[Remissions in affective disorders: epidemiology, psychopathology, clinical and social prognosis, treatment].

2014 
OBJECTIVE: Although there is some evidence on heterogeneity of remissions in affective disorders (partial and full), many aspects of their comparative epidemiology, psychopathology, comorbidity and treatment are still unclear. According to our hypothesis, partial/symptomatic and full/syndromal remissions are not just consecutive stages of disease with spontaneous or treatment related interchange, but independent clinical entities with different essence. The distinction reflects a predominant pattern of disease development, based on interaction of two comorbid axes -- recurrent depression and personality disorder (PD).
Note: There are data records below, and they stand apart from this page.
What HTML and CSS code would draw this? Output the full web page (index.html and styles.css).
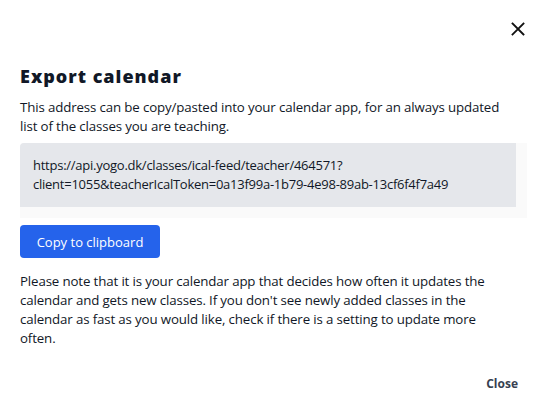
FILE: index.html
```html
<!DOCTYPE html>
<html lang="en">
<head>
<meta charset="utf-8">
<title>Export calendar</title>
<link rel="stylesheet" href="styles.css">
</head>
<body>
<div class="modal">
  <div class="top">
    <button class="x" aria-label="Close">
      <svg width="14" height="14" viewBox="0 0 14 14"><path d="M1.5 1.5 L12.5 12.5 M12.5 1.5 L1.5 12.5" stroke="#111" stroke-width="1.8" stroke-linecap="square" fill="none"/></svg>
    </button>
  </div>
  <h1 class="title">Export calendar</h1>
  <p class="text">This address can be copy/pasted into your calendar app, for an always updated list of the classes you are teaching.</p>
  <div class="scrollbox">
    <div class="url">https://api.yogo.dk/classes/ical-feed/teacher/464571?<br>client=1055&amp;teacherIcalToken=0a13f99a-1b79-4e98-89ab-13cf6f4f7a49</div>
  </div>
  <button class="copy">Copy to clipboard</button>
  <p class="text note">Please note that it is your calendar app that decides how often it updates the calendar and gets new classes. If you don't see newly added classes in the calendar as fast as you would like, check if there is a setting to update more often.</p>
  <div class="footer"><button class="close">Close</button></div>
</div>
</body>
</html>
```
FILE: styles.css
```css
* { box-sizing: border-box; }
html, body { margin: 0; padding: 0; background: #fff; }
body { font-family: "Open Sans", "Noto Sans", sans-serif; color: #111827; }
.modal { width: 548px; padding: 0 20px; display: flex; flex-direction: column; }
.top { display: flex; justify-content: flex-end; padding-top: 22px; padding-right: 3px; height: 58px; }
.x { border: 0; background: none; padding: 0; width: 14px; height: 14px; display: block; cursor: pointer; }
.x svg { display: block; }
.title { margin: 0; font-size: 18px; font-weight: 800; color: #111827; line-height: 36px; letter-spacing: 1px; }
.text { margin: 4px 0 0; max-width: 492px; font-size: 13.3px; line-height: 19px; color: #111827; letter-spacing: -0.14px; }
.scrollbox { margin-top: 7px; width: 507px; height: 75px; background: #fafafa; border-radius: 4px 0 0 0; padding: 0 11px 11px 0; }
.url { background: #e5e7eb; height: 64px; border-radius: 4px 0 0 0; padding: 13px 13px; font-size: 13px; line-height: 19px; letter-spacing: -0.25px; color: #111827; }
.copy { margin-top: 7px; align-self: flex-start; width: 140px; height: 33px; border: 0; border-radius: 4px; background: #2563eb; color: #fff; font-family: inherit; font-size: 13px; font-weight: 500; padding: 0; }
.note { margin-top: 14px; }
.footer { display: flex; justify-content: flex-end; padding-top: 27px; padding-right: 10px; }
.close { border: 0; background: none; padding: 0; font-family: inherit; font-size: 12px; font-weight: 700; color: #374151; }
```
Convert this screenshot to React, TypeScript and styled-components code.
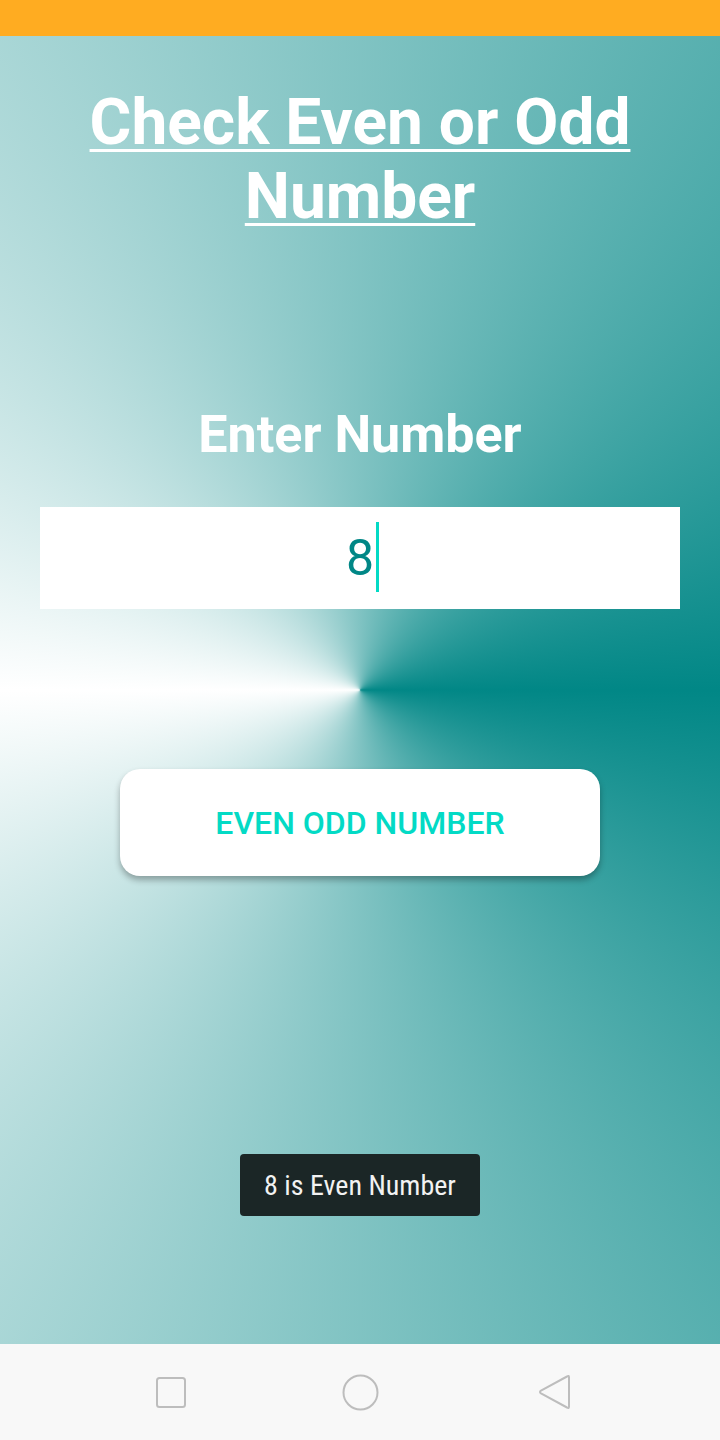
import React from "react";
import styled, { createGlobalStyle } from "styled-components";

const Global = createGlobalStyle`
  html, body { margin: 0; padding: 0; }
  body { font-family: Roboto, "Noto Sans", sans-serif; }
`;

const Screen = styled.div`
  width: 720px;
  height: 1440px;
  display: flex;
  flex-direction: column;
  overflow: hidden;
`;

const StatusBar = styled.div`
  height: 36px;
  flex: 0 0 36px;
  background: #ffac21;
`;

const Content = styled.main`
  flex: 1;
  display: flex;
  flex-direction: column;
  align-items: center;
  background: conic-gradient(from 90deg at 50% 50%, #018786 0deg, #ffffff 180deg, #018786 360deg);
`;

const Title = styled.h1`
  margin: 50px 0 0;
  padding: 0 40px;
  font-family: Roboto, sans-serif;
  font-weight: 700;
  font-size: 64px;
  line-height: 74px;
  color: #ffffff;
  text-align: center;
  text-decoration: underline;
  text-decoration-thickness: 3px;
  text-underline-offset: 5px;
`;

const Label = styled.h2`
  margin: 172px 0 0;
  font-family: Roboto, sans-serif;
  font-weight: 700;
  font-size: 52px;
  line-height: 58px;
  color: #ffffff;
  text-align: center;
`;

const InputBox = styled.div`
  margin-top: 43px;
  width: 640px;
  height: 102px;
  background: #ffffff;
  display: flex;
  align-items: center;
  justify-content: center;
`;

const Value = styled.span`
  position: relative;
  font-family: Roboto, sans-serif;
  font-size: 50px;
  color: #018786;
  &::after {
    content: "";
    position: absolute;
    left: calc(100% + 2px);
    top: -7px;
    width: 3px;
    height: 70px;
    background: #03dac5;
  }
`;

const ActionButton = styled.button`
  margin-top: 160px;
  width: 480px;
  height: 107px;
  border: none;
  border-radius: 20px;
  background: #ffffff;
  box-shadow: 0 4px 6px rgba(0, 0, 0, 0.3);
  font-family: Roboto, sans-serif;
  font-weight: 500;
  font-size: 32px;
  color: #03dac5;
  text-transform: uppercase;
  cursor: pointer;
`;

const Toast = styled.div`
  margin-top: auto;
  margin-bottom: 128px;
  width: 240px;
  height: 62px;
  border-radius: 4px;
  background: #1b2626;
  display: flex;
  align-items: center;
  justify-content: center;
  font-family: Roboto, sans-serif;
  font-size: 28px;
  font-stretch: 85%;
  color: #f2f2f2;
`;

const NavBar = styled.nav`
  height: 96px;
  flex: 0 0 96px;
  box-sizing: border-box;
  padding-left: 5px;
  background: #f8f8f8;
  display: flex;
  align-items: center;
  justify-content: center;
  gap: 156px;
`;

const NavIcon = styled.svg`
  display: block;
  fill: none;
  stroke: #bdbdbd;
  stroke-width: 2;
  stroke-linejoin: round;
`;

export default function App() {
  return (
    <>
      <Global />
      <Screen>
        <StatusBar />
        <Content>
          <Title>Check Even or Odd Number</Title>
          <Label>Enter Number</Label>
          <InputBox>
            <Value>8</Value>
          </InputBox>
          <ActionButton>Even Odd Number</ActionButton>
          <Toast>8 is Even Number</Toast>
        </Content>
        <NavBar>
          <NavIcon width="30" height="31" viewBox="0 0 30 31">
            <rect x="1" y="1" width="28" height="29" rx="2.5" />
          </NavIcon>
          <NavIcon width="37" height="37" viewBox="0 0 37 37">
            <circle cx="18.5" cy="18.5" r="17" />
          </NavIcon>
          <NavIcon width="35" height="36" viewBox="0 0 35 36">
            <path d="M32 2.5 Q34 1 34 3.5 L34 32.5 Q34 35 32 33.5 L6 19.3 Q4 18 6 16.7 Z" />
          </NavIcon>
        </NavBar>
      </Screen>
    </>
  );
}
METHODS: A random epidemiological sample of 450 subjects (314 women and 136 men) with affective disorders was examined cross-sectionally and retrospectively. RESULTS: In the epidemiological sample, the prevalence was distributed as follows: verified remissions -- 36.2% (n=163): partial -- 27.5% (n=124), full - 8.7% (n=39). It has been shown that partial remission is a result of overlapping of recurrent depression and PD with affective diathesis (cycloid, hyperthymic, borderline) or PD prone to close interrelations with affective disorders (avoidant, obsessive-compulsive, narcissistic, histrionic). Thus, most residual symptoms (RS) reflect the association and are heterogeneous -- combined, affective, personal. Combined RS (dysthymic, phobic/anxious, somatoform) are "joint" presentations of depression and PD. Affective RS are depressive "blips" or brief depressive flares. Personal RS are pathological postdepressive personality traits (depressive, hypochondriacal, avoidant, dependent, histrionic), emerged or enhanced after depression. Full remission develops in "dissociation" of recurrent depression and PD without affective diathesis (schizotypal, schizoid, obsessive-compulsive, histrionic). Some common personality dimensions are relevant here: perfectionism, work addiction, hyperactivity, and psychological detachment from vital depressive symptoms ("alexithymia for depression"). CONCLUSIONS: The discussed remissions division suggests different prognosis and treatment approach.